Portland I don’t know. I can see the argument. Paul Allen is loaded, the arena is awesome. Portland supports the Winterhawks well from what I understand. Demographically Portland is borderline big enough to support another full time team. It’s about 3 million in the combined statistical area but Albany and Corvalis are too far to be counted so I’d say Portland is realistically 2.8M people. The Metro is about 2.3M. The places that bump it up to 2.8 are Salem and Longview Washington which are about 44 miles away. Not that far away.
But it’s very rare for any city under 3 million(combined statistical area) to support 2 fulltime sports(NBA,MLB,NHL).
The only cities that do are
St.
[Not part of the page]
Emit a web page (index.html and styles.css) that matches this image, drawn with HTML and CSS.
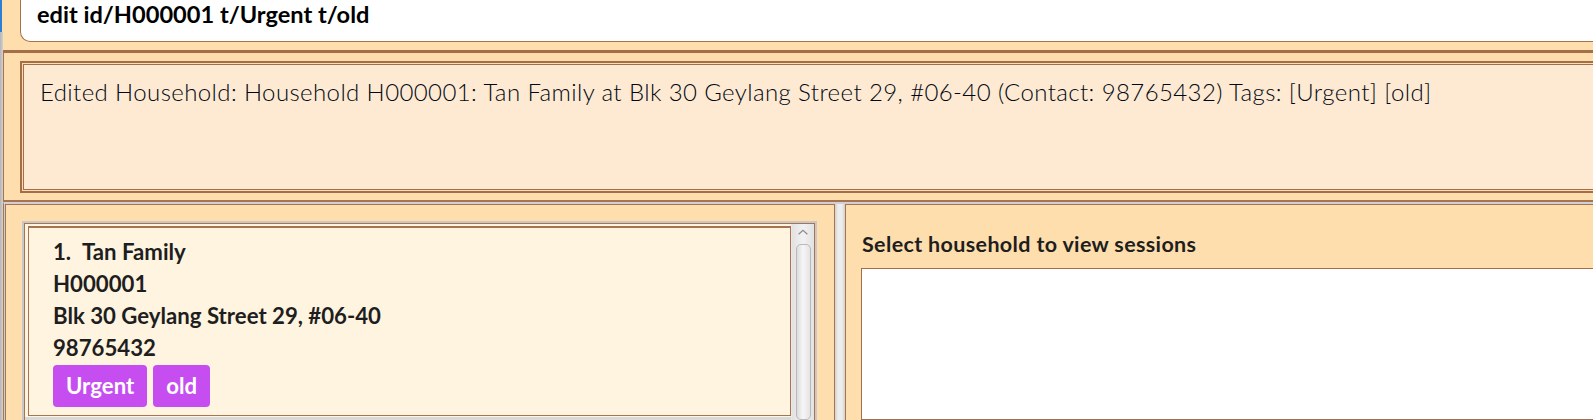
FILE: index.html
```html
<!DOCTYPE html>
<html>
<head>
<meta charset="utf-8">
<link rel="stylesheet" href="styles.css">
</head>
<body>
<div class="window">
  <div class="edge"><div class="edge-blue"></div></div>
  <div class="main">
    <div class="cmd-row">
      <div class="cmd-box">edit id/H000001 t/Urgent t/old</div>
    </div>
    <div class="result-pane">
      <div class="result-outer">
        <div class="result-box">Edited Household: Household H000001: Tan Family at Blk 30 Geylang Street 29, #06-40 (Contact: 98765432) Tags: [Urgent] [old]</div>
      </div>
    </div>
    <div class="lower">
      <div class="left-panel">
        <div class="list-view">
          <div class="list-inner">
            <div class="cells">
              <div class="cell">
                <div class="card">
                  <div class="line"><span class="idx">1.</span>Tan Family</div>
                  <div class="line">H000001</div>
                  <div class="line">Blk 30 Geylang Street 29, #06-40</div>
                  <div class="line">98765432</div>
                  <div class="tags"><span class="tag">Urgent</span><span class="tag">old</span></div>
                </div>
              </div>
            </div>
            <div class="scrollbar">
              <svg class="arrow" width="12" height="7" viewBox="0 0 12 7"><path d="M1 6 L6 1.5 L11 6" fill="none" stroke="#8a8a8a" stroke-width="1.3"/></svg>
              <div class="thumb"></div>
            </div>
          </div>
        </div>
      </div>
      <div class="divider"></div>
      <div class="right-panel">
        <div class="sessions-title">Select household to view sessions</div>
        <div class="sessions-box"></div>
      </div>
    </div>
  </div>
</div>
</body>
</html>
```
FILE: styles.css
```css
html, body {
  margin: 0;
  padding: 0;
  overflow: hidden;
  width: 1593px;
  height: 420px;
  background: #ffdead;
}
.window {
  display: flex;
  width: 1640px;
  height: 420px;
  overflow: hidden;
  background: #ffdead;
  font-family: Lato, "Open Sans", sans-serif;
}
.edge {
  width: 3px;
  flex: none;
  background: linear-gradient(to right, #b4b4b4, #d2d2d2);
}
.edge-blue {
  height: 32px;
  width: 3px;
  background: linear-gradient(to right, #2d7fd6 0, #2d7fd6 2px, #ffdead 2px);
}
.main {
  flex: 1;
  display: flex;
  flex-direction: column;
  min-height: 0;
}
.cmd-row {
  flex: none;
  height: 50px;
  padding-left: 17px;
  box-sizing: border-box;
}
.cmd-box {
  height: 42px;
  box-sizing: border-box;
  background: #fff;
  border-left: 1px solid #a8714c;
  border-bottom: 1px solid #a8714c;
  border-bottom-left-radius: 10px;
  padding-left: 16px;
  font-weight: 700;
  font-size: 23.6px;
  line-height: 26px;
  padding-top: 1px;
  color: #000;
}
.result-pane {
  flex: none;
  height: 152px;
  box-sizing: border-box;
  border-top: 3px solid #a56e4a;
  border-left: 1px solid #a87350;
  border-bottom: 2px solid #a87350;
  padding: 8px 0 0 16px;
}
.result-outer {
  height: 132px;
  box-sizing: border-box;
  border: 2px solid #a56e4a;
  padding: 1px;
  background: #ffdead;
}
.result-box {
  height: 100%;
  box-sizing: border-box;
  border: 1px solid #a56e4a;
  background: #feead2;
  padding: 12px 0 0 16px;
  font-weight: 300;
  font-size: 24px;
  letter-spacing: 0.4px;
  line-height: 30px;
  color: #000814;
  white-space: nowrap;
}
.lower {
  flex: 1;
  min-height: 0;
  overflow: hidden;
  display: flex;
  border-top: 2px solid #d2d0d4;
  border-left: 1px solid #a87350;
  padding-left: 1px;
  background: #cfcfcf;
}
.left-panel {
  width: 830px;
  flex: none;
  box-sizing: border-box;
  background: #ffdead;
  border-top: 1px solid #a87350;
  border-left: 1px solid #a87350;
  border-right: 1px solid #a87350;
  padding: 16px 17px 0 16px;
}
.list-view {
  height: 100%;
  box-sizing: border-box;
  border: 2px solid #c8c8c8;
  border-bottom: none;
}
.list-inner {
  height: 100%;
  box-sizing: border-box;
  border: 1px solid #a87350;
  border-bottom: none;
  display: flex;
  background: #d9d9d9;
}
.cells {
  flex: 1;
}
.cell {
  background: #fff4e0;
  padding: 2px 0 1px 3px;
}
.card {
  border: 1px solid #a87350;
  border-top-width: 2px;
  background: #fff4e0;
  padding: 8px 0 8px 24px;
  color: #1e1e1e;
  font-weight: 700;
  font-size: 22.2px;
  line-height: 32px;
}
.idx {
  display: inline-block;
  width: 29px;
}
.tags {
  display: flex;
  gap: 6px;
  padding-top: 1px;
}
.tag {
  background: #c64ef1;
  color: #fff;
  border-radius: 4px;
  height: 42px;
  line-height: 42px;
  padding: 0 13px;
  box-sizing: border-box;
}
.scrollbar {
  width: 23px;
  flex: none;
  background: linear-gradient(to right, #e2e2e2, #f1f1f1 50%, #e2e2e2);
  border-left: 1px solid #e8e8e8;
  box-sizing: border-box;
  display: flex;
  flex-direction: column;
  align-items: center;
  padding-top: 5px;
}
.arrow {
  display: block;
}
.thumb {
  margin-top: 9px;
  width: 15px;
  height: 200px;
  box-sizing: border-box;
  border: 1px solid #b9b9b9;
  border-radius: 5px;
  background: linear-gradient(to right, #dcdcdc, #f6f6f6 45%, #e4e4e4);
}
.divider {
  width: 10px;
  flex: none;
  background: linear-gradient(to right, #d0d0d0, #ededed 30%, #ededed 70%, #cfcfcf);
}
.right-panel {
  flex: 1;
  box-sizing: border-box;
  background: #ffdead;
  border-top: 1px solid #a87350;
  border-left: 1px solid #a87350;
  padding: 23px 0 0 15px;
  display: flex;
  flex-direction: column;
}
.sessions-title {
  font-weight: 700;
  font-size: 21.5px;
  letter-spacing: 0.35px;
  line-height: 32px;
  color: #1e1e1e;
  padding-left: 1px;
}
.sessions-box {
  margin-top: 8px;
  flex: 1;
  background: #fff;
  border: 1px solid #a56e4a;
}
```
Louis(2.9M) (21 fortune 1000 companies) Very close to 3M. The Blues aren’t moving but they were ranked last on the last forbes franchise value list and only sold for 130M a few years ago.
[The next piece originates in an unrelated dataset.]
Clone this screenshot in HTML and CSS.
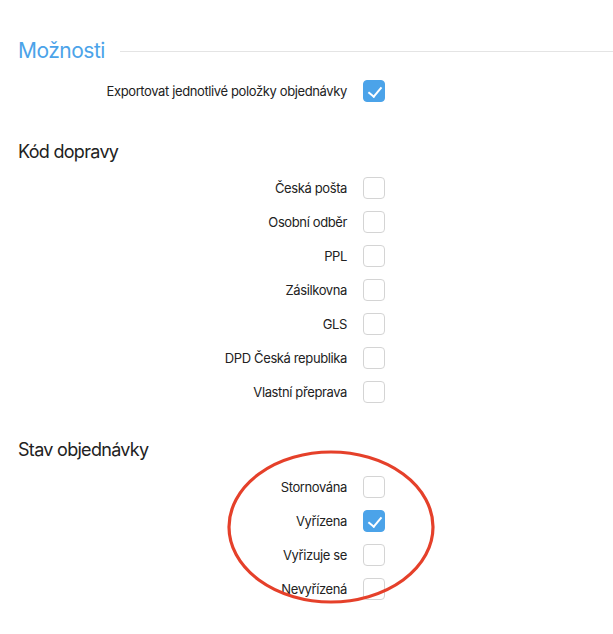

Tampa Bay(2.8M) (4 fortune 1000 companies) This shouldn’t count because Sarasota and Lakeland should be thrown in bring the total up to 4.1M. The Rays are the weakest team in MLB though the stadium is badly located and royally sucks. If you don’t want to count Lakeland/Sarasota Tampa will still go over 3M by next census. So throw them out.
Pittsburgh(2.6M) (13 fortune 1000 companies)
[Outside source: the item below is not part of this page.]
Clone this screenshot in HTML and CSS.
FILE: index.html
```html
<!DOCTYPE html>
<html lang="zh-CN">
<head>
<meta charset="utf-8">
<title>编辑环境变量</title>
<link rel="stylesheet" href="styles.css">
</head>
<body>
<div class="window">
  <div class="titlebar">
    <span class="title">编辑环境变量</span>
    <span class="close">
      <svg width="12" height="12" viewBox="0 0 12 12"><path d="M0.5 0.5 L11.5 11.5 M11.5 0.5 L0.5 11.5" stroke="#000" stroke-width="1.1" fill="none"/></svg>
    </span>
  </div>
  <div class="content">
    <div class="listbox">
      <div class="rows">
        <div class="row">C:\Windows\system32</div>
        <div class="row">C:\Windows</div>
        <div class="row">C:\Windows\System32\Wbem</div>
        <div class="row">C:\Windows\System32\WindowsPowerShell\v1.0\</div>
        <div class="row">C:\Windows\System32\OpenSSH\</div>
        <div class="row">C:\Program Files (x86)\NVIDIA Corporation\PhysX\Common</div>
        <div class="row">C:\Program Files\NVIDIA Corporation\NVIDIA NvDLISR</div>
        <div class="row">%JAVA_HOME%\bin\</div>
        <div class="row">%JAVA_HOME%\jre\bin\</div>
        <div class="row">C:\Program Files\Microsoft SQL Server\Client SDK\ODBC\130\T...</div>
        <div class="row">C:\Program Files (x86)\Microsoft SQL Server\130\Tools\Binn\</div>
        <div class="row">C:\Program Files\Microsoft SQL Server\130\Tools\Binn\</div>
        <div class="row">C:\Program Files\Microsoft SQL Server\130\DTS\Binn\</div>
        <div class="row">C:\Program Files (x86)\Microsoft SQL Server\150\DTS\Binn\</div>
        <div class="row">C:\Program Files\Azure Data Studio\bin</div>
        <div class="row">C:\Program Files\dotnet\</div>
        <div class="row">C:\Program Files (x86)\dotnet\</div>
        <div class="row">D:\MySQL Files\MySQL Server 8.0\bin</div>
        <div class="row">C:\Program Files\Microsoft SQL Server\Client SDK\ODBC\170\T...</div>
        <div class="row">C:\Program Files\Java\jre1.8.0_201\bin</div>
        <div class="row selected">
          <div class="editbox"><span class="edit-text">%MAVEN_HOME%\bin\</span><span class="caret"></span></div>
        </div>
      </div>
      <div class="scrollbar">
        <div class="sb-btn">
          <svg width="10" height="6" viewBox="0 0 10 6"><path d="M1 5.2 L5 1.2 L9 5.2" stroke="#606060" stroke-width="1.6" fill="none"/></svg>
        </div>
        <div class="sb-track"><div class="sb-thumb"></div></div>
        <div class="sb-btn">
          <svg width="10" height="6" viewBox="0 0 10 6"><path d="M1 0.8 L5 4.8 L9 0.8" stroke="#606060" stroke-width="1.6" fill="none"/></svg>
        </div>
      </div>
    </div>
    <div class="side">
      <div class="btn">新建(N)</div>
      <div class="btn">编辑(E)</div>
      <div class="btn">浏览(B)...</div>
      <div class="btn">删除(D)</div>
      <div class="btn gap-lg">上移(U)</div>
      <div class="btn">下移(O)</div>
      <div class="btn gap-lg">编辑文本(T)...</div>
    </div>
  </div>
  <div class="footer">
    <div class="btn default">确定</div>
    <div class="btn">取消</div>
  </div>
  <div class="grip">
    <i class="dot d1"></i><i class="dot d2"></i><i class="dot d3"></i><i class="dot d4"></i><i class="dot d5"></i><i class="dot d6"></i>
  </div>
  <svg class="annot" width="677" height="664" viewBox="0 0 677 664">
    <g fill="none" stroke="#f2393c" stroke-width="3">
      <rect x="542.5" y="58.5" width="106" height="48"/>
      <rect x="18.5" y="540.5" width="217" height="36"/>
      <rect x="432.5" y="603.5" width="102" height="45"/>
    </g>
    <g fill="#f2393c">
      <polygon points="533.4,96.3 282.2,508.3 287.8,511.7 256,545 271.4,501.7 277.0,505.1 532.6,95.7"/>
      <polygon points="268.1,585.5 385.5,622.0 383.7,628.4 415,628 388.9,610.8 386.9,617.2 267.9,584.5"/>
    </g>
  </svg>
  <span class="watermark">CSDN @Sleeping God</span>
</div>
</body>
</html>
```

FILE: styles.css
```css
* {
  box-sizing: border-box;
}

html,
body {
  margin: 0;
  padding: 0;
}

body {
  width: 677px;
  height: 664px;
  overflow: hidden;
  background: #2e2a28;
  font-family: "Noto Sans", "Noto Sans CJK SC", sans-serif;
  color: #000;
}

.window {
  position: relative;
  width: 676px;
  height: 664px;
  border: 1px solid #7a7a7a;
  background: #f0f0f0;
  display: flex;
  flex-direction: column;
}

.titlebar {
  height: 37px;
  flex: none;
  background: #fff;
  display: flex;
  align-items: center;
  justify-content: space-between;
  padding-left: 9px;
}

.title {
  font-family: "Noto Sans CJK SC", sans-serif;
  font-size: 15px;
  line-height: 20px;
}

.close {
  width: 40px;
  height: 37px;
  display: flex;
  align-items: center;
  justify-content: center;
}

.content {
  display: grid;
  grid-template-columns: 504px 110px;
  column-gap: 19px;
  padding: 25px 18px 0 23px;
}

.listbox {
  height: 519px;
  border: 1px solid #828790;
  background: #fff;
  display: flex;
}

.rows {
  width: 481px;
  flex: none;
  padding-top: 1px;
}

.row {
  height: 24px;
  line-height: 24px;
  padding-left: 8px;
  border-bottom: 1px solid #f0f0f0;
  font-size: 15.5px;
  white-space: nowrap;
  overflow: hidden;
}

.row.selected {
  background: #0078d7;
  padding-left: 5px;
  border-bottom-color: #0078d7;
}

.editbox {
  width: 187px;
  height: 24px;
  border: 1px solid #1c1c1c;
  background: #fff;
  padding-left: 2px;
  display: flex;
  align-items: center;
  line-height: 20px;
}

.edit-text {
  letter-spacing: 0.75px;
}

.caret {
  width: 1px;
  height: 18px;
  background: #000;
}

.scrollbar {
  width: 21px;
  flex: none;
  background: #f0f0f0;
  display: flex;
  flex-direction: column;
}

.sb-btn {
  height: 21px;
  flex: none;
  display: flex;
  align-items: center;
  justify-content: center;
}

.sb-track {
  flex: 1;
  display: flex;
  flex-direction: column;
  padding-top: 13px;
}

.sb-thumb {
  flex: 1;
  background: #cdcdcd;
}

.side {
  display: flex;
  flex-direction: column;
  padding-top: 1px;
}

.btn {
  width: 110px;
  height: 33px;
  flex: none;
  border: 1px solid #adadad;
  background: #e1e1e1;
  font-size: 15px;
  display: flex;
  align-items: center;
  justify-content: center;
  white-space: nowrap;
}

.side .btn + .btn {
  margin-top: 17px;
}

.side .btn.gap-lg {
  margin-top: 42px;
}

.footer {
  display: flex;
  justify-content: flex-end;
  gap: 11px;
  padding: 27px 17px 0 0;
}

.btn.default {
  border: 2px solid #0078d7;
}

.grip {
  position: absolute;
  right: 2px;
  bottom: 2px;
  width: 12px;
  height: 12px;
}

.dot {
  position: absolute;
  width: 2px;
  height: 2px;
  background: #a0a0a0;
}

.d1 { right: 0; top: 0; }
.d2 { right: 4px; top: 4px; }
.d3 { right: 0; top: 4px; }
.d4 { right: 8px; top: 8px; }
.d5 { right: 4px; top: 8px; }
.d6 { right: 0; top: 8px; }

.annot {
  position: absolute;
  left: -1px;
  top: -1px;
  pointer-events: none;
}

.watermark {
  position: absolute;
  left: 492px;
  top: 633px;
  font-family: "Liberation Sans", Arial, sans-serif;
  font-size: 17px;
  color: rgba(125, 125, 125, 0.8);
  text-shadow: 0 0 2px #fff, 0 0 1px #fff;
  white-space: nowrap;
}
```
Milwaukee(2.0M) (15 fortune 1000 companies) The Bucks may be the Seattle team
Now in fairness to your argument Portland is growing pretty decent. Every young 20 something year old wants to move to Portland. In my opinion I think it’s the best city in the United States over a million people. So if Portland currently isn’t quite big enough demographically that doesn’t mean it will remain that way.
The biggest draw back and the thing that scares the crap out of me about Portland is corporate Portland. Yes Portland doesn’t have NFL or MLB like Seattle but there is a LOT less corporate $$$ to go around. Portland is a very anti-business far far left city. Portland only has 5 fortune 1000 companies. That’s god awful for a city almost the size of 3M. That’s not a lot of corporate dollars to go around for 2 full time teams. Excluding Tampa Bay every single city in the US with 2 “full time” teams has at least 11 fortune 1000 companies. I think this is where Portland could really run into trouble.
The Blazers may have the best fan base in the NBA/awesome attendance history at legit/good prices(Charles Barkley thinks Blazer fans are the NBA’s best) but Portland is NOT an elite team due the a small local tv deal and in some years some of the suites are the Rose Garden DON’T sell out. Back in the early 2000’s during the Montreal Expos derby when Portland was a candidate the thing that worried the guys most on the old Oregon Stadium Campaign board(I was a member) was corporate Portland. They always mentioned or would say stuff like “hey I don’t mean to be negative BUT the Blazers had some empty boxes again this year.”
LOL about the part about worrying about Vancouver having trouble. When Vancouver had it’s trouble in the 80’s hockey wasn’t as popular in Canada like now plus they played in a crap arena. The other thing is in the 80’s when Vancouver struggled for attendance the city was MUCH smaller too. In the late 90’s/early 2000’s when they struggled the problem was the city wasn’t big enough for both NHL/NBA. Once the Grizzlies left things became perfect. Read my old interview I posted way back about how the former Grizzlies owner said the Grizzlies moving was the savior of the Canucks. If the Canucks have to do a major rebuilt all they have to do is slightly lower the prices. They will still be an elite team. Nothing goes perfect for anybody. Montreal couldn’t sell out before the lockout, Calgary had to close off the upper deck right before the lockout, hell mighty Toronto in the last few years had to remove 12 bunker suites because they failed to sell and 8 loge suites on the 600 level.
www.sportsbusinessdaily.com/Journal/Issues/2010/03/20100329/Facilities/Bunker-Busters-Air-Canada-Centre-Combining-Suites-Into-Club.aspxThey also might have removed the 8 loge suites on the 500 level. They aren’t listed on the Air Canada Web page anymore.
www.mlsesuites.ca/suite-rentals/So that means not even the Maple Leafs are 100% perfect since they had to remove 20 to 28 suites. Are you worried about the Leafs having to remove so many suites too?
In recap I think both teams could potentially succeed or fail. I think Seattle has a better shot because
1. They will be less reliant on the gate(which is a good thing) for revenue due to the following below
2. The luxury suites will sell out at a high price due to corporate Seattle killing Portland in this category
3. They will have a good TV deal(see TV market sizes)
4. They will have more advertising revenue/corporate support. The signage at games will go for a hell of a lot more than in Portland. They can make things contingent on having to sponsor the sonics and Totems.
5. They will get help from Canada. It won’t be enough if there is no interest but if interest is borderline and not god awful this could push them from so-so to viable but not great. Portland WON’T. They are 100% on their own.
For Portland to work they’d need a LOT more interest than Seattle due to less $$$ from the “other things” that go beyond gate. I could see a Portland NHL team(especially if they don’t win) becoming the NHL version of the Vancouver Grizzlies 1.0. Paul Allen might decide having a good mid-market NBA team with elite fans is better than having 2 weak teams and kick out the NHL team.